### Challenge
Quote all lines below exactly. Images stay out.

### Material provided
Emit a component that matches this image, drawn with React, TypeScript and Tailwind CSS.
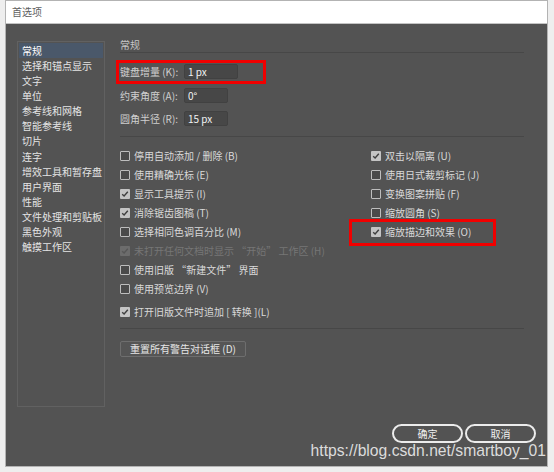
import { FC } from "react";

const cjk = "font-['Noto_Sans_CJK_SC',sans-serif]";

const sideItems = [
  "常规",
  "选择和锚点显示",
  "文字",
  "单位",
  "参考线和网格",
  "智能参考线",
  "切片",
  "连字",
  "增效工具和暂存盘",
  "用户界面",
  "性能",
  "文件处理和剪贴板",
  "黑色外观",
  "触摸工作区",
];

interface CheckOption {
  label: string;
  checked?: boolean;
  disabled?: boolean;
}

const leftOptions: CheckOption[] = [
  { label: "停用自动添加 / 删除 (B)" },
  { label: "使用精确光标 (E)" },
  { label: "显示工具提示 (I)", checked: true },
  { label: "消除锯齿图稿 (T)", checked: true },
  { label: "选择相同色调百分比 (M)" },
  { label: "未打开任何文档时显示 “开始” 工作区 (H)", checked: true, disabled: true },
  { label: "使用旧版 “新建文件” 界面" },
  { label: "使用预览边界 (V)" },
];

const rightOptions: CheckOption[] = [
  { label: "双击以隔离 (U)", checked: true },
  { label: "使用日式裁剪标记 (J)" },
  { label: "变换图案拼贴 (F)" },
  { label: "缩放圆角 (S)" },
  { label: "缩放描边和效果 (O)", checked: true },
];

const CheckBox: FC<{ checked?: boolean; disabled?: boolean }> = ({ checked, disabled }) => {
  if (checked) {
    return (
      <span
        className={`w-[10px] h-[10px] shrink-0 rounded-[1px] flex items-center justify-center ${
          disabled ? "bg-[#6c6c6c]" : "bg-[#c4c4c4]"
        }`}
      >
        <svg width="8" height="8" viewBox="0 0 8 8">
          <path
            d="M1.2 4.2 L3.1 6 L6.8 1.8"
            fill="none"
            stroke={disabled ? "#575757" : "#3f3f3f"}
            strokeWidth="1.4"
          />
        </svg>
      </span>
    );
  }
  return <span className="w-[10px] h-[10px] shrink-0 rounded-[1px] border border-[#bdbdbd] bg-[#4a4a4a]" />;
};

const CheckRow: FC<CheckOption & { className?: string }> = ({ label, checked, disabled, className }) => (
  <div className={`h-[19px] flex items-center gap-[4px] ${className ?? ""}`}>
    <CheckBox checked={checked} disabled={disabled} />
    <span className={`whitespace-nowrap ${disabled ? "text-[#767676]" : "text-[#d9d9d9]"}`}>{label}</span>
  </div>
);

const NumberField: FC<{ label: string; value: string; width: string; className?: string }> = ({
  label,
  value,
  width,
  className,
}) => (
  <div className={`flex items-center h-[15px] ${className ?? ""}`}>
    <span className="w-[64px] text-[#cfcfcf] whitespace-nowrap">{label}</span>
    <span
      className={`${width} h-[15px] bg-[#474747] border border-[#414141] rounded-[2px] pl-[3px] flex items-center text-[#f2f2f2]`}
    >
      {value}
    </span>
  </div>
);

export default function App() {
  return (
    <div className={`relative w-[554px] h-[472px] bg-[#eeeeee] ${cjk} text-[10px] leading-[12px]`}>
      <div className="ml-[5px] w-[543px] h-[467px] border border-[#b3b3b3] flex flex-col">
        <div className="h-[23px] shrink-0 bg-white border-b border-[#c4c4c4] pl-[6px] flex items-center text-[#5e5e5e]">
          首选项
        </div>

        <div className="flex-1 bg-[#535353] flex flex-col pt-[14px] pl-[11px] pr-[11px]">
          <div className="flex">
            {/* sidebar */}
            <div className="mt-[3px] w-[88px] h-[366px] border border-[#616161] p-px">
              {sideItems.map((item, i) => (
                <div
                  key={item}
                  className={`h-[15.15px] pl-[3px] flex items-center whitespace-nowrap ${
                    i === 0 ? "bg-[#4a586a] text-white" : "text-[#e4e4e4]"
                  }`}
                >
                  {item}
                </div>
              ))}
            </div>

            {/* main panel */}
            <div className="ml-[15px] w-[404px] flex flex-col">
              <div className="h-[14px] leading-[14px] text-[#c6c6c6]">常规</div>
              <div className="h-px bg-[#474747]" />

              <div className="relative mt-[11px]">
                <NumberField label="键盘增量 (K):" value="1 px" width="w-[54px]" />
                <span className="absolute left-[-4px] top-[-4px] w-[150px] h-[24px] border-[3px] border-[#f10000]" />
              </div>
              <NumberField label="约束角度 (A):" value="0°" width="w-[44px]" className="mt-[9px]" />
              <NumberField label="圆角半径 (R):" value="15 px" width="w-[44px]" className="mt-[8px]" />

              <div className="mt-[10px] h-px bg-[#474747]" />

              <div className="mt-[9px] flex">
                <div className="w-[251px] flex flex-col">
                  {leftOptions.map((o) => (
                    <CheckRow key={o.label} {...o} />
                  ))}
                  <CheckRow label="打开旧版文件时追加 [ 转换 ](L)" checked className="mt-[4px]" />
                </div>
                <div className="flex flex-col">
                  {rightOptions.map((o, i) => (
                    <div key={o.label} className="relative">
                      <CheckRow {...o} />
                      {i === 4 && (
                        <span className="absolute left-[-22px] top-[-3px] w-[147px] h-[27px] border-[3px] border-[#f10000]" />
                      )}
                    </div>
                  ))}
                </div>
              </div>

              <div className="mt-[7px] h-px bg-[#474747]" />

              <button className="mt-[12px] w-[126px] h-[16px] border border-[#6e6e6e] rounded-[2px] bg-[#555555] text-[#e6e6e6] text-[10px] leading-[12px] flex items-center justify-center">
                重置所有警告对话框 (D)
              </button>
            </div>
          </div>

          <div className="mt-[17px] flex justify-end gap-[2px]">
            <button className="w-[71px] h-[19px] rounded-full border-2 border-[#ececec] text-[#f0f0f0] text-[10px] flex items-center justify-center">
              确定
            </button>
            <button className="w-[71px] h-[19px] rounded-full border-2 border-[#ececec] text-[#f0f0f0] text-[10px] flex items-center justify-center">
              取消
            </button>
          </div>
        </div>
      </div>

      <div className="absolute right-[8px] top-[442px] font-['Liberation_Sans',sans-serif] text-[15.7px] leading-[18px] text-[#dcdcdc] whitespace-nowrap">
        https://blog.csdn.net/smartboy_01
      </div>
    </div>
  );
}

### Final result
Emit a component that matches this image, drawn with React, TypeScript and Tailwind CSS.
import { FC } from "react";

const cjk = "font-['Noto_Sans_CJK_SC',sans-serif]";

const sideItems = [
  "常规",
  "选择和锚点显示",
  "文字",
  "单位",
  "参考线和网格",
  "智能参考线",
  "切片",
  "连字",
  "增效工具和暂存盘",
  "用户界面",
  "性能",
  "文件处理和剪贴板",
  "黑色外观",
  "触摸工作区",
];

interface CheckOption {
  label: string;
  checked?: boolean;
  disabled?: boolean;
}

const leftOptions: CheckOption[] = [
  { label: "停用自动添加 / 删除 (B)" },
  { label: "使用精确光标 (E)" },
  { label: "显示工具提示 (I)", checked: true },
  { label: "消除锯齿图稿 (T)", checked: true },
  { label: "选择相同色调百分比 (M)" },
  { label: "未打开任何文档时显示 “开始” 工作区 (H)", checked: true, disabled: true },
  { label: "使用旧版 “新建文件” 界面" },
  { label: "使用预览边界 (V)" },
];

const rightOptions: CheckOption[] = [
  { label: "双击以隔离 (U)", checked: true },
  { label: "使用日式裁剪标记 (J)" },
  { label: "变换图案拼贴 (F)" },
  { label: "缩放圆角 (S)" },
  { label: "缩放描边和效果 (O)", checked: true },
];

const CheckBox: FC<{ checked?: boolean; disabled?: boolean }> = ({ checked, disabled }) => {
  if (checked) {
    return (
      <span
        className={`w-[10px] h-[10px] shrink-0 rounded-[1px] flex items-center justify-center ${
          disabled ? "bg-[#6c6c6c]" : "bg-[#c4c4c4]"
        }`}
      >
        <svg width="8" height="8" viewBox="0 0 8 8">
          <path
            d="M1.2 4.2 L3.1 6 L6.8 1.8"
            fill="none"
            stroke={disabled ? "#575757" : "#3f3f3f"}
            strokeWidth="1.4"
          />
        </svg>
      </span>
    );
  }
  return <span className="w-[10px] h-[10px] shrink-0 rounded-[1px] border border-[#bdbdbd] bg-[#4a4a4a]" />;
};

const CheckRow: FC<CheckOption & { className?: string }> = ({ label, checked, disabled, className }) => (
  <div className={`h-[19px] flex items-center gap-[4px] ${className ?? ""}`}>
    <CheckBox checked={checked} disabled={disabled} />
    <span className={`whitespace-nowrap ${disabled ? "text-[#767676]" : "text-[#d9d9d9]"}`}>{label}</span>
  </div>
);

const NumberField: FC<{ label: string; value: string; width: string; className?: string }> = ({
  label,
  value,
  width,
  className,
}) => (
  <div className={`flex items-center h-[15px] ${className ?? ""}`}>
    <span className="w-[64px] text-[#cfcfcf] whitespace-nowrap">{label}</span>
    <span
      className={`${width} h-[15px] bg-[#474747] border border-[#414141] rounded-[2px] pl-[3px] flex items-center text-[#f2f2f2]`}
    >
      {value}
    </span>
  </div>
);

export default function App() {
  return (
    <div className={`relative w-[554px] h-[472px] bg-[#eeeeee] ${cjk} text-[10px] leading-[12px]`}>
      <div className="ml-[5px] w-[543px] h-[467px] border border-[#b3b3b3] flex flex-col">
        <div className="h-[23px] shrink-0 bg-white border-b border-[#c4c4c4] pl-[6px] flex items-center text-[#5e5e5e]">
          首选项
        </div>

        <div className="flex-1 bg-[#535353] flex flex-col pt-[14px] pl-[11px] pr-[11px]">
          <div className="flex">
            {/* sidebar */}
            <div className="mt-[3px] w-[88px] h-[366px] border border-[#616161] p-px">
              {sideItems.map((item, i) => (
                <div
                  key={item}
                  className={`h-[15.15px] pl-[3px] flex items-center whitespace-nowrap ${
                    i === 0 ? "bg-[#4a586a] text-white" : "text-[#e4e4e4]"
                  }`}
                >
                  {item}
                </div>
              ))}
            </div>

            {/* main panel */}
            <div className="ml-[15px] w-[404px] flex flex-col">
              <div className="h-[14px] leading-[14px] text-[#c6c6c6]">常规</div>
              <div className="h-px bg-[#474747]" />

              <div className="relative mt-[11px]">
                <NumberField label="键盘增量 (K):" value="1 px" width="w-[54px]" />
                <span className="absolute left-[-4px] top-[-4px] w-[150px] h-[24px] border-[3px] border-[#f10000]" />
              </div>
              <NumberField label="约束角度 (A):" value="0°" width="w-[44px]" className="mt-[9px]" />
              <NumberField label="圆角半径 (R):" value="15 px" width="w-[44px]" className="mt-[8px]" />

              <div className="mt-[10px] h-px bg-[#474747]" />

              <div className="mt-[9px] flex">
                <div className="w-[251px] flex flex-col">
                  {leftOptions.map((o) => (
                    <CheckRow key={o.label} {...o} />
                  ))}
                  <CheckRow label="打开旧版文件时追加 [ 转换 ](L)" checked className="mt-[4px]" />
                </div>
                <div className="flex flex-col">
                  {rightOptions.map((o, i) => (
                    <div key={o.label} className="relative">
                      <CheckRow {...o} />
                      {i === 4 && (
                        <span className="absolute left-[-22px] top-[-3px] w-[147px] h-[27px] border-[3px] border-[#f10000]" />
                      )}
                    </div>
                  ))}
                </div>
              </div>

              <div className="mt-[7px] h-px bg-[#474747]" />

              <button className="mt-[12px] w-[126px] h-[16px] border border-[#6e6e6e] rounded-[2px] bg-[#555555] text-[#e6e6e6] text-[10px] leading-[12px] flex items-center justify-center">
                重置所有警告对话框 (D)
              </button>
            </div>
          </div>

          <div className="mt-[17px] flex justify-end gap-[2px]">
            <button className="w-[71px] h-[19px] rounded-full border-2 border-[#ececec] text-[#f0f0f0] text-[10px] flex items-center justify-center">
              确定
            </button>
            <button className="w-[71px] h-[19px] rounded-full border-2 border-[#ececec] text-[#f0f0f0] text-[10px] flex items-center justify-center">
              取消
            </button>
          </div>
        </div>
      </div>

      <div className="absolute right-[8px] top-[442px] font-['Liberation_Sans',sans-serif] text-[15.7px] leading-[18px] text-[#dcdcdc] whitespace-nowrap">
        https://blog.csdn.net/smartboy_01
      </div>
    </div>
  );
}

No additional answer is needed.